Des milliers de flacons d’exception dorment et vieillissent dans les Caves de l’Hôtel de Paris et c’est à Gennaro Iorio et son équipe de veiller sur leur évolution afin de les proposer au service au moment le plus propice. Mais c’est aussi dans les attributions du Chef caviste de veiller sur le patrimoine de la cave : « Il y a quelques années, j’ai senti le besoin de créer un endroit pour préserver les traces de l’Histoire. » Dans ce « stock de garde », des millésimes particuliers, des flacons en lien avec la famille princière ou l’histoire de la Principauté… On peut y voir reposer un cognac de l’époque napoléonienne, comestible et avec son bouchon authentique : « Oui, toucher ces bouteilles peut donner des frissons », reconnaît volontiers le Chef caviste. D’autres références sont conservées pour le vieillissement, attendant que le temps fasse ses œuvres… Et pour cela, hors de question de hâter les choses : « Nous devons parfois, par professionnalisme, dire “non” aux clients. Paradoxalement, ne pas pouvoir accéder à certaines choses, cela peut faire rêver aujourd’hui. » Une façon aussi de préserver la réputation des caves et du Resort.

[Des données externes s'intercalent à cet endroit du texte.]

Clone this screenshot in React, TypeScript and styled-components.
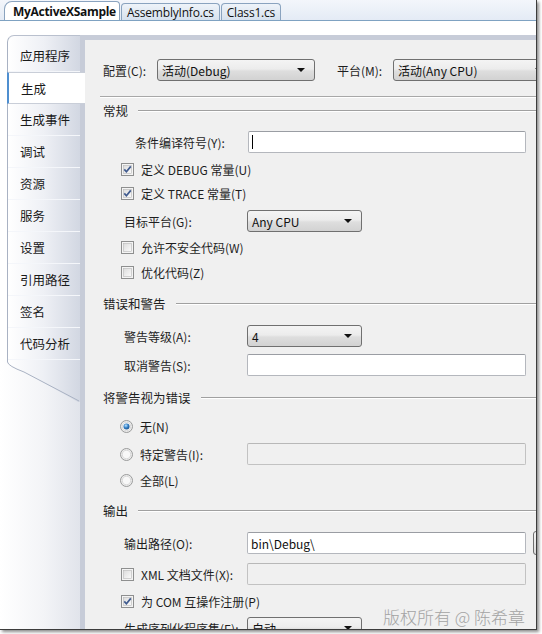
import styled, { createGlobalStyle } from 'styled-components';

/// STYLES BELOW
/** ***************************************************** */
const GlobalStyle = createGlobalStyle`
  html, body {
    margin: 0;
    padding: 0;
    background: #ffffff;
  }
  body {
    font-family: "Noto Sans CJK SC", "Liberation Sans", sans-serif;
    font-size: 12px;
    color: #1e1e1e;
  }
`;

const Viewport = styled.div`
  width: 542px;
  height: 634px;
  overflow: hidden;
  position: relative;
`;

const Window = styled.div`
  width: 536px;
  height: 629px;
  border-right: 1px solid #3c3c3c;
  border-bottom: 1px solid #3c3c3c;
  box-shadow: 2px 2px 3px rgba(0, 0, 0, 0.45);
  display: flex;
  flex-direction: column;
  overflow: hidden;
  background: #ffffff;
`;

const TabStrip = styled.div`
  height: 20px;
  flex: none;
  display: flex;
  align-items: flex-end;
  padding-left: 4px;
  gap: 1px;
  background: linear-gradient(#f3f6fb, #e4ebf5);
  border-bottom: 1px solid #7fa2c2;
`;

const DocTab = styled.div<{ active?: boolean }>`
  height: ${(p) => (p.active ? 19 : 17)}px;
  box-sizing: border-box;
  padding: 0 ${(p) => (p.active ? 3 : 5)}px 0 ${(p) => (p.active ? 8 : 5)}px;
  display: flex;
  align-items: center;
  border: 1px solid #8aa3bf;
  border-bottom: none;
  border-radius: ${(p) => (p.active ? '8px 4px 0 0' : '4px 4px 0 0')};
  background: ${(p) => (p.active ? '#ffffff' : 'linear-gradient(#eef3f9, #d6e1ee)')};
  font-family: "Open Sans", "Liberation Sans", sans-serif;
  font-size: 12px;
  font-weight: ${(p) => (p.active ? 700 : 400)};
  letter-spacing: ${(p) => (p.active ? '-0.3px' : '-0.2px')};
  color: #111;
  white-space: nowrap;
`;

const Designer = styled.div`
  flex: 1;
  display: flex;
  padding-top: 14px;
  min-height: 0;
`;

const LeftColumn = styled.div`
  width: 80px;
  flex: none;
  display: flex;
  flex-direction: column;
`;

const NavList = styled.div`
  margin-left: 7px;
  border-left: 1px solid #a9b2c3;
  border-top: 1px solid #b9c0ce;
  border-top-left-radius: 7px;
  background: linear-gradient(90deg, #ffffff 0%, #eef0f5 50%, #d2d7e2 100%);
  padding-top: 4px;
  display: flex;
  flex-direction: column;
`;

const NavItem = styled.div<{ selected?: boolean }>`
  height: 32px;
  box-sizing: border-box;
  display: flex;
  align-items: center;
  padding-left: 12px;
  font-size: 12.5px;
  color: #1a1a1a;
  position: relative;
  margin-right: ${(p) => (p.selected ? -5 : 0)}px;
  margin-left: ${(p) => (p.selected ? -1 : 0)}px;
  background: ${(p) => (p.selected ? '#ffffff' : 'transparent')};
  border-left: ${(p) => (p.selected ? '2px solid #4f8fd0' : 'none')};
  border-top: ${(p) => (p.selected ? '1px solid #c9ced8' : 'none')};
  border-bottom: 1px solid ${(p) => (p.selected ? '#c9ced8' : '#f4f6fa')};
  z-index: ${(p) => (p.selected ? 2 : 1)};
`;

const NavTail = styled.svg`
  display: block;
  flex: none;
`;

const NavFiller = styled.div`
  flex: 1;
  background: linear-gradient(90deg, #ffffff 0%, #f3f4f7 55%, #e1e4eb 100%);
`;

const Frame = styled.div`
  flex: 1;
  min-width: 0;
  display: flex;
  background: #c7ccd8;
  padding: 5px 0 0 5px;
`;

const Content = styled.div`
  flex: 1;
  min-width: 0;
  background: #f0f0f0;
  overflow: hidden;
  display: flex;
  flex-direction: column;
  padding-left: 18px;
  padding-top: 19px;
`;

const Row = styled.div<{ mt: number; indent?: number }>`
  height: 22px;
  flex: none;
  margin-top: ${(p) => p.mt}px;
  padding-left: ${(p) => p.indent ?? 0}px;
  display: flex;
  align-items: center;
  white-space: nowrap;
`;

const ConfigBar = styled.div`
  flex: none;
  padding-bottom: 15px;
  border-bottom: 1px solid #a8a8a8;
  box-shadow: 0 1px 0 #ffffff;
  margin-left: -3px;
  padding-left: 3px;
`;

const Label = styled.span<{ w?: number; ml?: number }>`
  width: ${(p) => (p.w ? `${p.w}px` : 'auto')};
  margin-left: ${(p) => p.ml ?? 0}px;
  flex: none;
  color: #1e1e1e;
`;

const SectionHeader = styled.div<{ mt: number }>`
  height: 22px;
  flex: none;
  margin-top: ${(p) => p.mt}px;
  display: flex;
  align-items: center;
  gap: 10px;
  font-size: 12.5px;
  &::after {
    content: '';
    flex: 1;
    height: 1px;
    background: #a0a0a0;
    box-shadow: 0 1px 0 #ffffff;
  }
`;

const Select = styled.div<{ w: number }>`
  width: ${(p) => p.w}px;
  height: 22px;
  box-sizing: border-box;
  flex: none;
  border: 1px solid #707070;
  border-radius: 3px;
  background: linear-gradient(#f4f4f4 0%, #ececec 45%, #dedede 55%, #d2d2d2 100%);
  display: flex;
  align-items: center;
  padding: 0 9px 0 4px;
  justify-content: space-between;
  color: #111;
`;

const Arrow = styled.span`
  width: 0;
  height: 0;
  border-left: 4px solid transparent;
  border-right: 4px solid transparent;
  border-top: 4px solid #111;
`;

const TextBox = styled.div<{ w: number; disabled?: boolean }>`
  width: ${(p) => p.w}px;
  height: 22px;
  box-sizing: border-box;
  flex: none;
  border: 1px solid ${(p) => (p.disabled ? '#c2c2c2' : '#b4b7bd')};
  border-top-color: ${(p) => (p.disabled ? '#b8b8b8' : '#9a9da3')};
  border-radius: 2px;
  background: ${(p) => (p.disabled ? '#f0f0f0' : '#ffffff')};
  display: flex;
  align-items: center;
  padding-left: 3px;
  color: #111;
`;

const Caret = styled.span`
  width: 1px;
  height: 14px;
  background: #000;
`;

const SideButton = styled.div`
  width: 20px;
  height: 24px;
  box-sizing: border-box;
  flex: none;
  margin-left: 7px;
  border: 1px solid #707070;
  border-radius: 3px;
  background: linear-gradient(#f4f4f4, #dcdcdc);
`;

const Check = styled.label<{ w?: number }>`
  width: ${(p) => (p.w ? `${p.w}px` : 'auto')};
  flex: none;
  display: flex;
  align-items: center;
  gap: 7px;
  color: #1e1e1e;
`;

const Box = styled.svg`
  flex: none;
  display: block;
`;

const Watermark = styled.div`
  position: absolute;
  left: 383px;
  top: 604px;
  font-size: 17px;
  color: #a3a3a3;
  font-weight: 300;
  white-space: nowrap;
`;

/// PARTS BELOW
/** ***************************************************** */
const NAV_ITEMS = ['应用程序', '生成', '生成事件', '调试', '资源', '服务', '设置', '引用路径', '签名', '代码分析'];

function CheckBox({ checked }: { checked?: boolean }) {
  return (
    <Box width="13" height="13" viewBox="0 0 13 13">
      <defs>
        <linearGradient id="cbg" x1="0" y1="0" x2="1" y2="1">
          <stop offset="0" stopColor="#dcdcdc" />
          <stop offset="1" stopColor="#fbfbfb" />
        </linearGradient>
      </defs>
      <rect x="0.5" y="0.5" width="12" height="12" fill="#f4f4f4" stroke="#8e8f8f" />
      <rect x="2.5" y="2.5" width="8" height="8" fill="url(#cbg)" stroke="#b8b8b8" strokeWidth="0.6" />
      {checked && <path d="M3.3 6.4 L5.4 8.8 L9.8 3.4" fill="none" stroke="#3f5a8e" strokeWidth="1.7" />}
    </Box>
  );
}

function Radio({ checked }: { checked?: boolean }) {
  return (
    <Box width="13" height="13" viewBox="0 0 13 13">
      <defs>
        <radialGradient id="rdot" cx="0.4" cy="0.35" r="0.7">
          <stop offset="0" stopColor="#bfe4ff" />
          <stop offset="0.55" stopColor="#2e7cc4" />
          <stop offset="1" stopColor="#1f4f85" />
        </radialGradient>
      </defs>
      <circle cx="6.5" cy="6.5" r="6" fill="#ececec" stroke="#9a9b9b" />
      <circle cx="6.5" cy="6.5" r="4.2" fill="#f8f8f8" stroke="#cacaca" strokeWidth="0.6" />
      {checked && <circle cx="6.5" cy="6.5" r="3" fill="url(#rdot)" />}
    </Box>
  );
}

///  COMPONENT BELOW
/** ***************************************************** */
export default function App() {
  return (
    <Viewport>
      <GlobalStyle />
      <Window>
        <TabStrip>
          <DocTab active>MyActiveXSample</DocTab>
          <DocTab>AssemblyInfo.cs</DocTab>
          <DocTab>Class1.cs</DocTab>
        </TabStrip>

        <Designer>
          <LeftColumn>
            <NavList>
              {NAV_ITEMS.map((item) => (
                <NavItem key={item} selected={item === '生成'}>
                  {item}
                </NavItem>
              ))}
            </NavList>
            <NavTail width="80" height="42" viewBox="0 0 80 42">
              <defs>
                <linearGradient id="tailbg" x1="0" y1="0" x2="1" y2="0">
                  <stop offset="0" stopColor="#ffffff" />
                  <stop offset="0.55" stopColor="#f3f4f7" />
                  <stop offset="1" stopColor="#e1e4eb" />
                </linearGradient>
                <linearGradient id="tailtab" x1="0" y1="0" x2="1" y2="0">
                  <stop offset="0" stopColor="#ffffff" />
                  <stop offset="0.5" stopColor="#eef0f5" />
                  <stop offset="1" stopColor="#d2d7e2" />
                </linearGradient>
              </defs>
              <rect x="0" y="0" width="80" height="42" fill="url(#tailbg)" />
              <path d="M7 0 L80 0 L80 42 L78 42 L24 12 Q7 6 7 2 Z" fill="url(#tailtab)" />
              <path d="M7.5 0 L7.5 2 Q8 6 24 12 L79 41" fill="none" stroke="#a9b2c3" />
            </NavTail>
            <NavFiller />
          </LeftColumn>

          <Frame>
            <Content>
              <ConfigBar>
                <Row mt={0}>
                  <Label w={54}>配置(C):</Label>
                  <Select w={158}>
                    活动(Debug)
                    <Arrow />
                  </Select>
                  <Label w={56} ml={22}>
                    平台(M):
                  </Label>
                  <Select w={160}>
                    活动(Any CPU)
                    <Arrow />
                  </Select>
                </Row>
              </ConfigBar>

              <SectionHeader mt={2}>常规</SectionHeader>
              <Row mt={10} indent={32}>
                <Label w={113}>条件编译符号(Y):</Label>
                <TextBox w={278}>
                  <Caret />
                </TextBox>
              </Row>
              <Row mt={5} indent={18}>
                <Check>
                  <CheckBox checked />
                  定义 DEBUG 常量(U)
                </Check>
              </Row>
              <Row mt={2} indent={18}>
                <Check>
                  <CheckBox checked />
                  定义 TRACE 常量(T)
                </Check>
              </Row>
              <Row mt={6} indent={21}>
                <Label w={123}>目标平台(G):</Label>
                <Select w={115}>
                  Any CPU
                  <Arrow />
                </Select>
              </Row>
              <Row mt={4} indent={18}>
                <Check>
                  <CheckBox />
                  允许不安全代码(W)
                </Check>
              </Row>
              <Row mt={3} indent={18}>
                <Check>
                  <CheckBox />
                  优化代码(Z)
                </Check>
              </Row>

              <SectionHeader mt={9}>错误和警告</SectionHeader>
              <Row mt={11} indent={21}>
                <Label w={123}>警告等级(A):</Label>
                <Select w={115}>
                  4
                  <Arrow />
                </Select>
              </Row>
              <Row mt={7} indent={21}>
                <Label w={123}>取消警告(S):</Label>
                <TextBox w={279} />
              </Row>

              <SectionHeader mt={10}>将警告视为错误</SectionHeader>
              <Row mt={7} indent={17}>
                <Check>
                  <Radio checked />
                  无(N)
                </Check>
              </Row>
              <Row mt={6} indent={17}>
                <Check w={127}>
                  <Radio />
                  特定警告(I):
                </Check>
                <TextBox w={279} disabled />
              </Row>
              <Row mt={4} indent={17}>
                <Check>
                  <Radio />
                  全部(L)
                </Check>
              </Row>

              <SectionHeader mt={8}>输出</SectionHeader>
              <Row mt={11} indent={21}>
                <Label w={123}>输出路径(O):</Label>
                <TextBox w={279}>bin\Debug\</TextBox>
                <SideButton />
              </Row>
              <Row mt={9} indent={18}>
                <Check w={126}>
                  <CheckBox />
                  XML 文档文件(X):
                </Check>
                <TextBox w={279} disabled />
              </Row>
              <Row mt={5} indent={18}>
                <Check>
                  <CheckBox checked />
                  为 COM 互操作注册(P)
                </Check>
              </Row>
              <Row mt={5} indent={21}>
                <Label w={123}>生成序列化程序集(E):</Label>
                <Select w={115}>
                  自动
                  <Arrow />
                </Select>
              </Row>
            </Content>
          </Frame>
        </Designer>
      </Window>
      <Watermark>版权所有 @ 陈希章</Watermark>
    </Viewport>
  );
}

Loin de l’image du caviste ermite, Gennaro Iorio est un témoin de premier plan des us et coutumes : « Consommer du vin pendant 3 heures à table dans un restaurant gastronomique, c’est fini. En revanche, on peut consommer une bouteille de quelques milliers d’euros avec un simple sandwich. » Les codes changent, les modes passent… Des modes pour la plupart anticipées par les professionnels du Resort. Aujourd’hui, le bourgogne a le vent en poupe, et demain ?
Après 36 ans chez Monte-Carlo Société des Bains de Mer, Gennaro Iorio pense à la suite. Il y pense même tous les jours. L’après ? Ce n’est pas la retraite, non : c’est faire du vin, « revenir à la terre ». En attendant de trouver sa parcelle de bonheur sous le soleil méditerranéen, Gennaro Iorio poursuit sa belle histoire d’amour avec le monde du vin, auquel il consacre tout son temps et toute son énergie, et qui ne connaîtra jamais de fin.